Decades of studies from respected academic institutions, have demonstrated significant impacts of porn consumption for individuals, relationships, and society. "What’s the Research" aims to shed light on the expanding field of academic resources that showcase porn’s harms in a variety of ways. Below are selected excerpts from published studies on this issue.
The full study can be accessed here.
Pornography and Relationship Quality: Establishing the Dominant Pattern by Examining Pornography Use and 31 Measures of Relationship Quality in 30 National Surveys
Authors: Samuel L. Perry
Published: May 2020
Peer-Reviewed Journal: Archives of Sexual Behavior
Abstract
Numerous studies have examined the association between pornography use and various measures of relationship quality.
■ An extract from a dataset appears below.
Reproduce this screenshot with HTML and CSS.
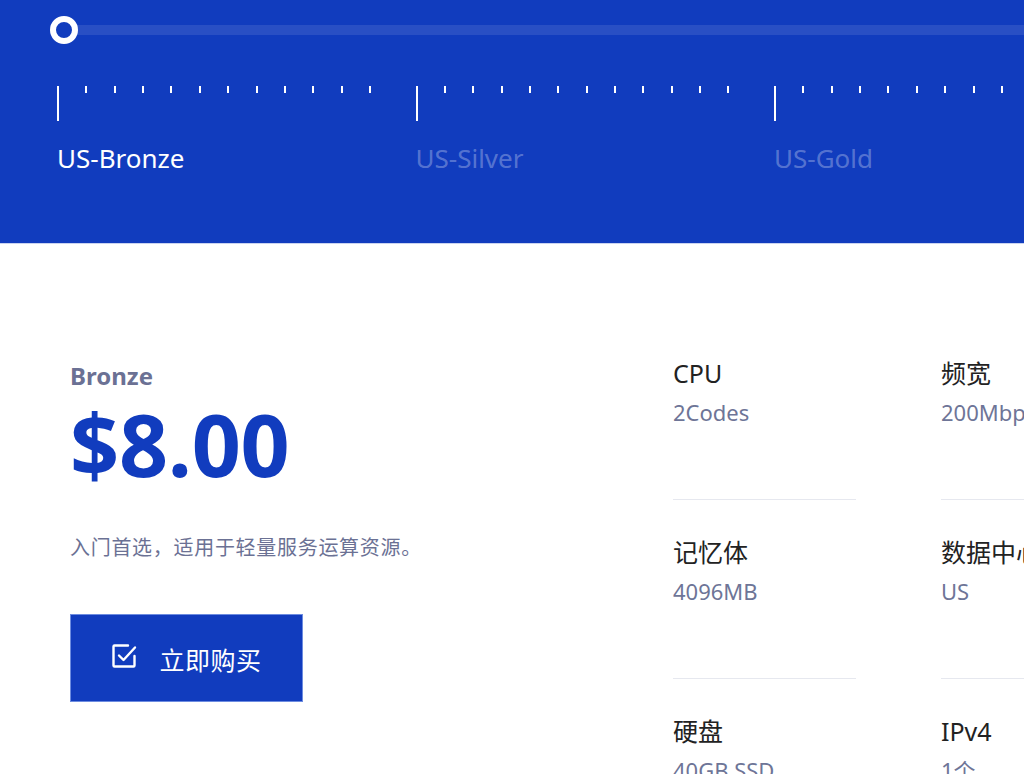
FILE: index.html
```html
<!DOCTYPE html>
<html lang="zh">
<head>
<meta charset="utf-8">
<title>US Plans</title>
<link rel="stylesheet" href="styles.css">
</head>
<body>
<div class="page">
  <section class="hero">
    <div class="hero-inner">
      <div class="slider">
        <div class="track"></div>
        <div class="knob"></div>
      </div>
      <div class="scale">
        <div class="segment">
          <div class="ticks">
            <span class="major"></span>
            <span class="minor"></span><span class="minor"></span><span class="minor"></span><span class="minor"></span>
            <span class="minor"></span><span class="minor"></span><span class="minor"></span><span class="minor"></span>
            <span class="minor"></span><span class="minor"></span><span class="minor"></span>
          </div>
          <div class="tier active">US-Bronze</div>
        </div>
        <div class="segment">
          <div class="ticks">
            <span class="major"></span>
            <span class="minor"></span><span class="minor"></span><span class="minor"></span><span class="minor"></span>
            <span class="minor"></span><span class="minor"></span><span class="minor"></span><span class="minor"></span>
            <span class="minor"></span><span class="minor"></span><span class="minor"></span>
          </div>
          <div class="tier">US-Silver</div>
        </div>
        <div class="segment">
          <div class="ticks">
            <span class="major"></span>
            <span class="minor"></span><span class="minor"></span><span class="minor"></span><span class="minor"></span>
            <span class="minor"></span><span class="minor"></span><span class="minor"></span><span class="minor"></span>
            <span class="minor"></span><span class="minor"></span><span class="minor"></span>
          </div>
          <div class="tier">US-Gold</div>
        </div>
      </div>
    </div>
  </section>

  <section class="plan">
    <div class="summary">
      <div class="plan-name">Bronze</div>
      <div class="price">$8.00</div>
      <p class="desc">入门首选，适用于轻量服务运算资源。</p>
      <a class="buy" href="#">
        <svg class="buy-icon" viewBox="0 0 26 26" width="26" height="26" aria-hidden="true">
          <path d="M17 2.5H3.5a1 1 0 0 0-1 1v19a1 1 0 0 0 1 1h19a1 1 0 0 0 1-1V13" fill="none" stroke="#fff" stroke-width="2.4" stroke-linecap="round" stroke-linejoin="round"/>
          <path d="M8 12.5l4.5 4.5L24 4.5" fill="none" stroke="#fff" stroke-width="2.4" stroke-linecap="round" stroke-linejoin="round"/>
        </svg>
        <span>立即购买</span>
      </a>
    </div>
    <div class="specs">
      <div class="spec"><div class="spec-label">CPU</div><div class="spec-value">2Codes</div></div>
      <div class="spec"><div class="spec-label">频宽</div><div class="spec-value">200Mbps</div></div>
      <div class="spec"><div class="spec-label">记忆体</div><div class="spec-value">4096MB</div></div>
      <div class="spec"><div class="spec-label">数据中心</div><div class="spec-value">US</div></div>
      <div class="spec"><div class="spec-label">硬盘</div><div class="spec-value">40GB SSD</div></div>
      <div class="spec"><div class="spec-label">IPv4</div><div class="spec-value">1个</div></div>
    </div>
  </section>
</div>
</body>
</html>
```

FILE: styles.css
```css
html, body {
  margin: 0;
  padding: 0;
  overflow: hidden;
  background: #ffffff;
}

body {
  font-family: "Noto Sans", "Noto Sans CJK SC", sans-serif;
  color: #222222;
}

.page {
  width: 1240px;
}

/* ---------- hero ---------- */
.hero {
  background: #113cbe;
  height: 244px;
  border-bottom: 1px solid #c9d3f0;
  box-sizing: border-box;
}

.hero-inner {
  padding-left: 57px;
  padding-top: 25px;
}

.slider {
  position: relative;
  height: 10px;
}

.track {
  height: 10px;
  background: rgba(255, 255, 255, 0.1);
}

.knob {
  position: absolute;
  left: -7px;
  top: -9px;
  width: 16px;
  height: 16px;
  border: 6px solid #ffffff;
  border-radius: 50%;
  background: #113cbe;
}

.scale {
  display: flex;
  margin-top: 51px;
}

.segment {
  width: 358.5px;
  flex: none;
}

.ticks {
  display: flex;
  align-items: flex-start;
  gap: 26.36px;
  height: 35px;
}

.major {
  width: 2px;
  height: 35px;
  background: #ffffff;
}

.minor {
  width: 2px;
  height: 7px;
  background: #ffffff;
}

.tier {
  margin-top: 18px;
  font-size: 26px;
  line-height: 39px;
  color: rgba(255, 255, 255, 0.3);
}

.tier.active {
  color: #ffffff;
}

/* ---------- plan ---------- */
.plan {
  display: flex;
  padding: 77px 0 0 70px;
}

.summary {
  width: 603px;
  flex: none;
  padding-top: 37px;
}

.plan-name {
  font-size: 24px;
  line-height: 36px;
  font-weight: 700;
  color: #6b7194;
}

.price {
  margin-top: 7px;
  font-size: 86px;
  line-height: 86px;
  font-weight: 700;
  color: #113cbe;
  letter-spacing: -0.3px;
}

.desc {
  margin: 46px 0 0;
  font-size: 20px;
  line-height: 30px;
  letter-spacing: 0.7px;
  color: #6b7194;
}

.buy {
  margin-top: 51px;
  width: 233px;
  height: 88px;
  box-sizing: border-box;
  display: flex;
  align-items: center;
  justify-content: center;
  gap: 22px;
  background: #113cbe;
  border: 1px solid #6d8ce0;
  color: #ffffff;
  text-decoration: none;
  font-size: 25px;
  padding-right: 0;
}

.buy-icon {
  flex: none;
  margin-top: -4px;
}

.buy span {
  line-height: 30px;
  margin-top: 4px;
  letter-spacing: 0.5px;
}

.specs {
  display: grid;
  grid-template-columns: 183px 183px;
  column-gap: 85px;
}

.spec {
  padding: 34px 0 71px;
  border-bottom: 1px solid #e6e8ef;
}

.spec-label {
  font-size: 25px;
  line-height: 36px;
  color: #222222;
}

.spec-value {
  margin-top: 5px;
  font-size: 22px;
  line-height: 32px;
  color: #6e7597;
}
```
Yet scholars have also pointed out the limitations of many such studies, including inconsistent findings for men and women, non-representative samples, and negatively biased measures that could result in misleading findings. The purpose of this study was to establish a dominant pattern in the association between pornography use and relationship quality in a way that mitigated these issues.
Data were taken from 30 nationally representative surveys, which together included 31 measures of relationship quality: 1973-2018 General Social Surveys (1 repeated measure); 2006 Portraits of American Life Study (13 measures); 2012 New Family Structures Study (12 measures); and 2014 Relationships in America Survey (5 measures).
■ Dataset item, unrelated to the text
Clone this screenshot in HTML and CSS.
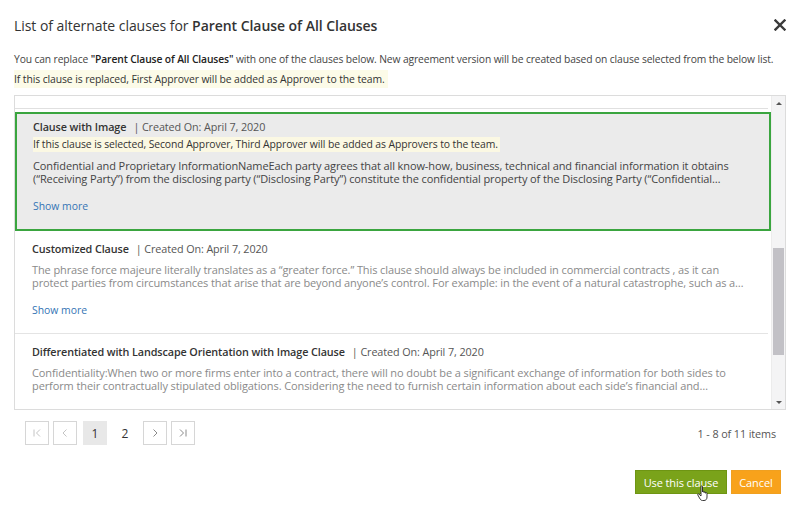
FILE: index.html
```html
<!DOCTYPE html>
<html>
<head>
<meta charset="utf-8">
<link rel="stylesheet" href="styles.css">
</head>
<body>
<div class="dialog">
  <div class="header">
    <h1 class="title">List of alternate clauses for <b>Parent Clause of All Clauses</b></h1>
    <svg class="close" width="12" height="12" viewBox="0 0 12 12"><path d="M1.5 1.5 L10.5 10.5 M10.5 1.5 L1.5 10.5" stroke="#3a3a3a" stroke-width="2.4" stroke-linecap="square"/></svg>
  </div>
  <p class="intro">You can replace <b>"Parent Clause of All Clauses"</b> with one of the clauses below. New agreement version will be created based on clause selected from the below list.</p>
  <p class="warn">If this clause is replaced, First Approver will be added as Approver to the team.</p>

  <div class="list">
    <div class="items">
      <div class="item partial"></div>
      <div class="item selected">
        <div class="item-head"><span class="name">Clause with Image</span><span class="created">| Created On: April 7, 2020</span></div>
        <div class="note">If this clause is selected, Second Approver, Third Approver will be added as Approvers to the team.</div>
        <div class="body dark">Confidential and Proprietary InformationNameEach party agrees that all know-how, business, technical and financial information it obtains (“Receiving Party”) from the disclosing party (“Disclosing Party”) constitute the confidential property of the Disclosing Party (“Confidential…</div>
        <a class="more">Show more</a>
      </div>
      <div class="item">
        <div class="item-head"><span class="name">Customized Clause</span><span class="created">| Created On: April 7, 2020</span></div>
        <div class="body">The phrase force majeure literally translates as a “greater force.” This clause should always be included in commercial contracts , as it can protect parties from circumstances that arise that are beyond anyone’s control. For example: in the event of a natural catastrophe, such as a…</div>
        <a class="more">Show more</a>
      </div>
      <div class="item">
        <div class="item-head"><span class="name">Differentiated with Landscape Orientation with Image Clause</span><span class="created">| Created On: April 7, 2020</span></div>
        <div class="body">Confidentiality:When two or more firms enter into a contract, there will no doubt be a significant exchange of information for both sides to perform their contractually stipulated obligations. Considering the need to furnish certain information about each side’s financial and…</div>
        <a class="more">Show more</a>
      </div>
    </div>
    <div class="scrollbar">
      <span class="arrow up"></span>
      <span class="track"><span class="thumb"></span></span>
      <span class="arrow down"></span>
    </div>
  </div>

  <div class="pager">
    <div class="pages">
      <span class="pbtn"><svg width="10" height="10" viewBox="0 0 10 10"><path d="M2 1.5 V8.5 M8 1.5 L4.5 5 L8 8.5" stroke="#c4c4c4" fill="none" stroke-width="1"/></svg></span>
      <span class="pbtn"><svg width="10" height="10" viewBox="0 0 10 10"><path d="M6.5 1.5 L3 5 L6.5 8.5" stroke="#c4c4c4" fill="none" stroke-width="1"/></svg></span>
      <span class="pnum active">1</span>
      <span class="pnum second">2</span>
      <span class="pbtn"><svg width="10" height="10" viewBox="0 0 10 10"><path d="M3.5 1.5 L7 5 L3.5 8.5" stroke="#8a8a8a" fill="none" stroke-width="1"/></svg></span>
      <span class="pbtn"><svg width="10" height="10" viewBox="0 0 10 10"><path d="M8 1.5 V8.5 M2 1.5 L5.5 5 L2 8.5" stroke="#8a8a8a" fill="none" stroke-width="1"/></svg></span>
    </div>
    <span class="count">1 - 8 of 11 items</span>
  </div>

  <div class="actions">
    <span class="btn primary">Use this clause
      <svg class="cursor" width="14" height="17" viewBox="0 0 14 17"><path d="M4 1.5 C4 0.7 5.5 0.7 5.5 1.5 V7 C5.5 6 7 6 7 7 V7.6 C7 6.7 8.5 6.7 8.5 7.6 V8.2 C8.5 7.4 10 7.4 10 8.3 V12 C10 14 9 15.5 7 15.5 H5.5 C4 15.5 3.4 14.5 2.5 13 L0.8 10 C0.3 9.2 1.4 8.4 2 9.1 L4 11 Z" fill="#fff" stroke="#222" stroke-width="0.9" stroke-linejoin="round"/></svg>
    </span>
    <span class="btn cancel">Cancel</span>
  </div>
</div>
</body>
</html>
```

FILE: styles.css
```css
* { box-sizing: border-box; }
html, body { margin: 0; padding: 0; background: #fff; }
body {
  font-family: "Open Sans", "Noto Sans", sans-serif;
  color: #333;
  width: 800px;
  height: 509px;
  overflow: hidden;
}
.dialog { padding: 0 14px 0 14px; }
.header {
  display: flex;
  align-items: center;
  justify-content: space-between;
  height: 30px;
  margin-top: 10px;
}
.title {
  margin: 0;
  font-size: 14px;
  font-weight: 400;
  color: #333;
  letter-spacing: -0.05px;
}
.title b { font-weight: 600; }
.close { margin-right: 0; }
.intro {
  margin: 12px 0 0 0;
  font-size: 10.3px;
  line-height: 14px;
  color: #444;
  letter-spacing: -0.12px;
  white-space: nowrap;
}
.intro b { font-weight: 600; color: #222; }
.warn {
  margin: 4px 0 0 0;
  width: fit-content;
  padding: 2px 3px 2px 0;
  background: #fcfbe8;
  font-size: 10.4px;
  line-height: 14px;
  color: #333;
  letter-spacing: -0.1px;
}
.list {
  margin-top: 7px;
  height: 315px;
  border: 1px solid #dcdcdc;
  display: flex;
  overflow: hidden;
}
.items {
  flex: 1;
  overflow: hidden;
}
.item {
  padding: 11px 16px 16px 17px;
  border-bottom: 1px solid #e4e4e4;
  margin-right: 3px;
}
.item.partial {
  height: 13px;
  padding: 0;
  border-bottom: 1px solid #e0e0e0;
  margin-bottom: 3px;
}
.item.selected {
  background: #ebebeb;
  border: 2px solid #3aa53f;
  padding: 6px 15px 16px 16px;
  margin-right: 0;
}
.item-head {
  font-size: 10.8px;
  line-height: 14px;
  letter-spacing: -0.1px;
  color: #333;
}
.name { font-weight: 600; color: #333; margin-right: 7px; }
.created { color: #555; }
.note {
  margin-top: 3px;
  width: fit-content;
  background: #fbf8e3;
  font-size: 10.4px;
  line-height: 15px;
  padding: 0 2px 0 0;
  letter-spacing: -0.1px;
  color: #333;
}
.body {
  margin-top: 8px;
  font-size: 11px;
  line-height: 12.5px;
  color: #8a8a8a;
  letter-spacing: -0.1px;
}
.body.dark { color: #444; }
.more {
  display: block;
  margin-top: 14px;
  font-size: 10.4px;
  line-height: 14px;
  color: #3575b5;
}
.scrollbar {
  width: 14px;
  display: flex;
  flex-direction: column;
  align-items: center;
  background: #f4f4f5;
  border-left: 1px solid #ececec;
}
.arrow {
  width: 0; height: 0;
  border-left: 3px solid transparent;
  border-right: 3px solid transparent;
}
.arrow.up { border-bottom: 3px solid #555; margin-top: 6px; }
.arrow.down { border-top: 3px solid #555; margin-bottom: 5px; }
.track { flex: 1; width: 100%; display: flex; justify-content: center; padding-top: 143px; }
.thumb { width: 11px; height: 107px; background: #c2c1c6; }
.pager {
  display: flex;
  justify-content: space-between;
  align-items: center;
  margin-top: 11px;
  padding: 0 11px;
}
.pages { display: flex; gap: 4px; align-items: center; }
.pbtn, .pnum {
  width: 24px;
  height: 24px;
  display: flex;
  align-items: center;
  justify-content: center;
  font-size: 12px;
  color: #333;
}
.pbtn { border: 1px solid #d6d6d6; }
.pnum.active { background: #e8e8e8; margin-left: 2px; }
.pnum.second { margin: 0 2px; }
.count { font-size: 10.8px; color: #555; letter-spacing: -0.1px; margin-right: -1px; }
.actions {
  display: flex;
  justify-content: flex-end;
  gap: 4px;
  margin-top: 25px;
  padding-right: 5px;
}
.btn {
  height: 24px;
  display: flex;
  align-items: center;
  justify-content: center;
  color: #fff;
  font-size: 11px;
  letter-spacing: -0.1px;
}
.btn.primary {
  width: 92px;
  background: #7aa31a;
  border: 1px solid #6e9513;
  position: relative;
}
.btn.cancel {
  width: 50px;
  background: #f8a21b;
  border: 1px solid #f0a020;
}
.cursor { position: absolute; left: 61px; top: 14px; }
```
This allowed for 57 independent tests examining the association between pornography use and relationship outcomes for married Americans and 29 independent tests for unmarried Americans. Along with bivariate associations, full regression models were estimated with sociodemographic controls and interaction terms for gender.
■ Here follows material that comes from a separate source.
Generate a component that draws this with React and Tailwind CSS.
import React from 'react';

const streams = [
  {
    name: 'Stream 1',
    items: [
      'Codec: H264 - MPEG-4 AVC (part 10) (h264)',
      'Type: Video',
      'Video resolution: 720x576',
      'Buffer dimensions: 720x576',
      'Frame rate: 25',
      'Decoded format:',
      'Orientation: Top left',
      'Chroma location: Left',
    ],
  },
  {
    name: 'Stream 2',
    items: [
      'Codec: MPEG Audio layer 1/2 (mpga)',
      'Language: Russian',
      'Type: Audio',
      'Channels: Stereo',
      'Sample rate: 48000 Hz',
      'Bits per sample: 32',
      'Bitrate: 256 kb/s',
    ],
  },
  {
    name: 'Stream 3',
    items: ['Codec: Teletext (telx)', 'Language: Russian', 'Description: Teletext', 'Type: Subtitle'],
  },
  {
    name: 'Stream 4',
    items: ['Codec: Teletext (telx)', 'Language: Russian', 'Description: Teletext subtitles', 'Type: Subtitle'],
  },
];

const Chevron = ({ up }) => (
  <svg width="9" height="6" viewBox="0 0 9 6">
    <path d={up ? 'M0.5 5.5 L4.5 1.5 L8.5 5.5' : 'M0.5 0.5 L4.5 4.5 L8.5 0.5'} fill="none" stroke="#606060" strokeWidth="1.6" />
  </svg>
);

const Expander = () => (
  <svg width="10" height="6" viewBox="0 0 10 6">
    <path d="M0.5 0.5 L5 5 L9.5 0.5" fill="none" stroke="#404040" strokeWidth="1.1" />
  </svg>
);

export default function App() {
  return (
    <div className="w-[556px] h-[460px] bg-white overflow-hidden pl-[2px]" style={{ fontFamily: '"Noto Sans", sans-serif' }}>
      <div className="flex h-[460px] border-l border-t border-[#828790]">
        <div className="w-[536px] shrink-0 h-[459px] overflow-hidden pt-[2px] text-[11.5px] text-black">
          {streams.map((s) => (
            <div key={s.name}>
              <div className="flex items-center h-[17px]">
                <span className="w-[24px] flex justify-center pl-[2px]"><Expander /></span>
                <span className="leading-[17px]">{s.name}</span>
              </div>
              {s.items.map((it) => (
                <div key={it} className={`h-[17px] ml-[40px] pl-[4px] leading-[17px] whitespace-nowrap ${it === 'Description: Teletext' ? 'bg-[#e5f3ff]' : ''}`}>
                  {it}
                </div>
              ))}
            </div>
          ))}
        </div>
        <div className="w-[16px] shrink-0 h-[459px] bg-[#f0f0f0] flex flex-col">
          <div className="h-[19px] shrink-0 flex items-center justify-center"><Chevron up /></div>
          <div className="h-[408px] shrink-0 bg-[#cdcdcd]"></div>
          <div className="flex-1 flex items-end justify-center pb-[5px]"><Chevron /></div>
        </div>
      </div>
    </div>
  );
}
For married and unmarried Americans alike, pornography use was either unassociated or negatively associated with nearly all relationship outcomes. Significant associations were mostly small in magnitude. Conversely, except for one unclear exception, pornography use was never positively associated with relationship quality.
Associations were only occasionally moderated by gender, but in inconsistent directions.
While this study makes no claims about causality, findings clearly affirmed that, in instances where viewing pornography is associated with relationship quality at all, it is nearly always a signal of poorer relationship quality, for men and women.
Background
Drawing on data from 30 nationally representative surveys together including 31 measures of relationship quality, this study conducted 29 independent tests of the association between pornography use and various relationship outcomes for unmarried Americans and 57 tests for married Americans.
Associations were tested at the bivariate level and with sociodemographic controls, thus accounting for potential spuriousness between pornography use and a variety of relationship outcomes.
Methods
Analyses for the current study were all based on data from representative samples of married and unmarried American men and women…. Each of the surveys included measures that can be used to better understand the experiences of men and women in their committed romantic relationships. Questions were asked of both married and unmarried participants regarding their current relationship.
Results
Roughly 52% of the tested associations were statistically significant and pointed to a negative outcome. In other words, in 52% of the associations for unmarried Americans, those who viewed pornography more frequently reported poorer relationship quality by various measures.
The other 48% of associations were nonsignificant, and 0% were situations in which pornography use was associated with a positive relationship outcome….
[The] dominant trend seems to be that pornography use in the general population—either at all or in higher frequencies—is either unassociated with romantic relationship quality or is weakly associated with poorer relationship quality.
This was true for married and unmarried Americans alike as well as for men and women. Conversely, more frequent pornography use was almost never associated with better relationship quality, at least on average.